## Begin

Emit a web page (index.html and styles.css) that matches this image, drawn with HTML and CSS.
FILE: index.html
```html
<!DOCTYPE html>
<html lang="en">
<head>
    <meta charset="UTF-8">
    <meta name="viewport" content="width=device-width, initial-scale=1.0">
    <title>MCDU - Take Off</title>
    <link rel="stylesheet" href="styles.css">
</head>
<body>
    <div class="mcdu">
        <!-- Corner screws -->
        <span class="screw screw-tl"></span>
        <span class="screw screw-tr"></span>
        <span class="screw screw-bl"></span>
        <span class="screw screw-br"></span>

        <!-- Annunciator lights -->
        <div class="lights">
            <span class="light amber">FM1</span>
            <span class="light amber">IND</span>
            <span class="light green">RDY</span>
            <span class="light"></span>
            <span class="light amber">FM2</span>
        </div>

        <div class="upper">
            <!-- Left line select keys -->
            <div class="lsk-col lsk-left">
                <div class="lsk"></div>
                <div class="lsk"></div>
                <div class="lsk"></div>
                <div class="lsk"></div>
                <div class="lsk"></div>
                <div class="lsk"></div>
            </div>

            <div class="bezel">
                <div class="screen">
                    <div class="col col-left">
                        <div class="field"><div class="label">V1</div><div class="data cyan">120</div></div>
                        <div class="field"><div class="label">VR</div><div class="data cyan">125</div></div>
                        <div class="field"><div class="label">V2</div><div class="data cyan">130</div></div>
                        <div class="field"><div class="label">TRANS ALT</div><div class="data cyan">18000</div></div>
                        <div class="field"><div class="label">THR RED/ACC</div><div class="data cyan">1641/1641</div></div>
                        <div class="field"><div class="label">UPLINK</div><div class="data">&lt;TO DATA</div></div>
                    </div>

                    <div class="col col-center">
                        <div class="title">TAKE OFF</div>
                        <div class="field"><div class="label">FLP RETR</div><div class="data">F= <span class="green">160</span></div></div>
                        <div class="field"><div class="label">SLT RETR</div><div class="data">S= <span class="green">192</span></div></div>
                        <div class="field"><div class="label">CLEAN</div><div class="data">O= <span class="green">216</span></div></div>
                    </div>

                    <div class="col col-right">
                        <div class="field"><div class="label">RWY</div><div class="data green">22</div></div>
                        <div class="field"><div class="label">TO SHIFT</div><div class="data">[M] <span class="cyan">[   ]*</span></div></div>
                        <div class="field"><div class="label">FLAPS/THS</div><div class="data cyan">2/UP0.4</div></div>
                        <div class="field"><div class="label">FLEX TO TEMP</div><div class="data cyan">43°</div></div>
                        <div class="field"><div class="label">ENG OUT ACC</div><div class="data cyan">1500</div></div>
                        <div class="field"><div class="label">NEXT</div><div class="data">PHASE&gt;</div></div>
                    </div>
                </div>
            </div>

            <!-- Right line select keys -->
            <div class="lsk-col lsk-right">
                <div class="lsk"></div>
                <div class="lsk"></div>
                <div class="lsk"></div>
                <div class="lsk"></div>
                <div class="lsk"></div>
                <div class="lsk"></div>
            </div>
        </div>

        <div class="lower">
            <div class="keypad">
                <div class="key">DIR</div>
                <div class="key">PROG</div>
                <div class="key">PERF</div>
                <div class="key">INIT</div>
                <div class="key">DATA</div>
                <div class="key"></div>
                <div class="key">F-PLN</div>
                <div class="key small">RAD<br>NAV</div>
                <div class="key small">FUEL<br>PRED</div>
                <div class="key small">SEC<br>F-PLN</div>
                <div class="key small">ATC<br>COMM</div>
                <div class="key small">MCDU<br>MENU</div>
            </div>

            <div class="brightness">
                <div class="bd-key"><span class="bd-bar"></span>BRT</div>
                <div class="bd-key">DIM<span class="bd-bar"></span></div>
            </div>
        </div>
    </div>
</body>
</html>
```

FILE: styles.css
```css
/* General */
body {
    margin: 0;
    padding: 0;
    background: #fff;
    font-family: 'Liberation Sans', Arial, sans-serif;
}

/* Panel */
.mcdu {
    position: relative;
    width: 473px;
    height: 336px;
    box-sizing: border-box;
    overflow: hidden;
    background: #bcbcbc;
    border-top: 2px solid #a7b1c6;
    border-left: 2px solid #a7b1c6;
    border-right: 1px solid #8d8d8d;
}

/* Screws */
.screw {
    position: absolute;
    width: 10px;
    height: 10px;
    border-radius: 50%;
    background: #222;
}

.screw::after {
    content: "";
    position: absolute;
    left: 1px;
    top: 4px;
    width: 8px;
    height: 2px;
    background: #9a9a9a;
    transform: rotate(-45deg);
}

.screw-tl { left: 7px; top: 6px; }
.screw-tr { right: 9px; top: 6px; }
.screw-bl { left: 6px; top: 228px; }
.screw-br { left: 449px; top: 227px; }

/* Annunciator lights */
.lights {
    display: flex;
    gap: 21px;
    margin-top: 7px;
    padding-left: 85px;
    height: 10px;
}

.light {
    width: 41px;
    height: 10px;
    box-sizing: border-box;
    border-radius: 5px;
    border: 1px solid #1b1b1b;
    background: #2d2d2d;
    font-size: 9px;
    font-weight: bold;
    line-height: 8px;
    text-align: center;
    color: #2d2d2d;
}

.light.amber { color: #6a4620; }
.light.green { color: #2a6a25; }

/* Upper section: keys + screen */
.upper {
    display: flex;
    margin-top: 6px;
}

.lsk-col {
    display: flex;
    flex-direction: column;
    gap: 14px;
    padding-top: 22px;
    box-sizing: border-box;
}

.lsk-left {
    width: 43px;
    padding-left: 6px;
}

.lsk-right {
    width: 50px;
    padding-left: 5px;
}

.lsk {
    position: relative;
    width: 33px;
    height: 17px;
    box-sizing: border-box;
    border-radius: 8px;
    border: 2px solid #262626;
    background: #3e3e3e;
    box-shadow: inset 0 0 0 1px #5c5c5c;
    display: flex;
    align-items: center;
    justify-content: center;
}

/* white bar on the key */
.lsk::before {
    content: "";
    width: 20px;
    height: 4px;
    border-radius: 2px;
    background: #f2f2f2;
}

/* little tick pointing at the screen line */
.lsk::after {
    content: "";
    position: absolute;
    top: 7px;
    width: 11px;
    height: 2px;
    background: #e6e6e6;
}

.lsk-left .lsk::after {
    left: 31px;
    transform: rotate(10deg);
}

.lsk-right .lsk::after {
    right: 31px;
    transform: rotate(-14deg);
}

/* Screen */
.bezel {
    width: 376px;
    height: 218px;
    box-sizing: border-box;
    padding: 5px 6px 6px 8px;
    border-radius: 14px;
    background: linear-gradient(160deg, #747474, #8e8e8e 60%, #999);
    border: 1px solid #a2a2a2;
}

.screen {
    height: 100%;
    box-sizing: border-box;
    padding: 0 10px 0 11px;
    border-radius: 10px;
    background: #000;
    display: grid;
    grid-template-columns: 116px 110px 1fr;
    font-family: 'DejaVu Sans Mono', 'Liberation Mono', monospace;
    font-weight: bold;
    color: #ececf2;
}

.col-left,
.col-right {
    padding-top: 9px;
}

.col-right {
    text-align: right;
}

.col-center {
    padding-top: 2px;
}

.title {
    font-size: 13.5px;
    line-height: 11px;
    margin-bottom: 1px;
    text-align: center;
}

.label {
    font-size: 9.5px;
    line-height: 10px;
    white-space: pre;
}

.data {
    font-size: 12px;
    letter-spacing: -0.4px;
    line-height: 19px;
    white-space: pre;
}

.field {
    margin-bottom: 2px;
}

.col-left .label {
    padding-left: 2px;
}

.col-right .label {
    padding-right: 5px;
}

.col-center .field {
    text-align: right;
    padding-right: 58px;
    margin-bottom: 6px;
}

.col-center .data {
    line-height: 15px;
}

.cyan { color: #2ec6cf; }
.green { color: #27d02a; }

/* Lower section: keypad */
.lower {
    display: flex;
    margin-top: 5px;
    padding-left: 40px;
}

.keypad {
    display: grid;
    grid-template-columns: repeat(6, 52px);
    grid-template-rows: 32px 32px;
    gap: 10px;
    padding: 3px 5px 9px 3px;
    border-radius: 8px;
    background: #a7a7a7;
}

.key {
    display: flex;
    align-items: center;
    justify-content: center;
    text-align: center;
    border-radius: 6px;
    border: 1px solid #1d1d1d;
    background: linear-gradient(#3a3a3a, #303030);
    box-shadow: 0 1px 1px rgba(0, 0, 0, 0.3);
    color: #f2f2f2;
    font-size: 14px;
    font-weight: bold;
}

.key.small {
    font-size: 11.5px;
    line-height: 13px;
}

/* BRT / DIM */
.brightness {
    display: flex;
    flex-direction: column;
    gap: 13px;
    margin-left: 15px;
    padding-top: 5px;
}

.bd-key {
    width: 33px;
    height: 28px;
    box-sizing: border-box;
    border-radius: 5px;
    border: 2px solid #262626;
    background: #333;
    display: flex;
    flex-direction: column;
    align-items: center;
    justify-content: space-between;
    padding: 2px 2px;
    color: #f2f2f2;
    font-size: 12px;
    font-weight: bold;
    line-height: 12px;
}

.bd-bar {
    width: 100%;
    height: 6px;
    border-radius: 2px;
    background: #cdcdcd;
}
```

## End

* Short exercise
Find all lines with "index" in them and copy each one.

* Output for this task
Emit a web page (index.html and styles.css) that matches this image, drawn with HTML and CSS.
FILE: index.html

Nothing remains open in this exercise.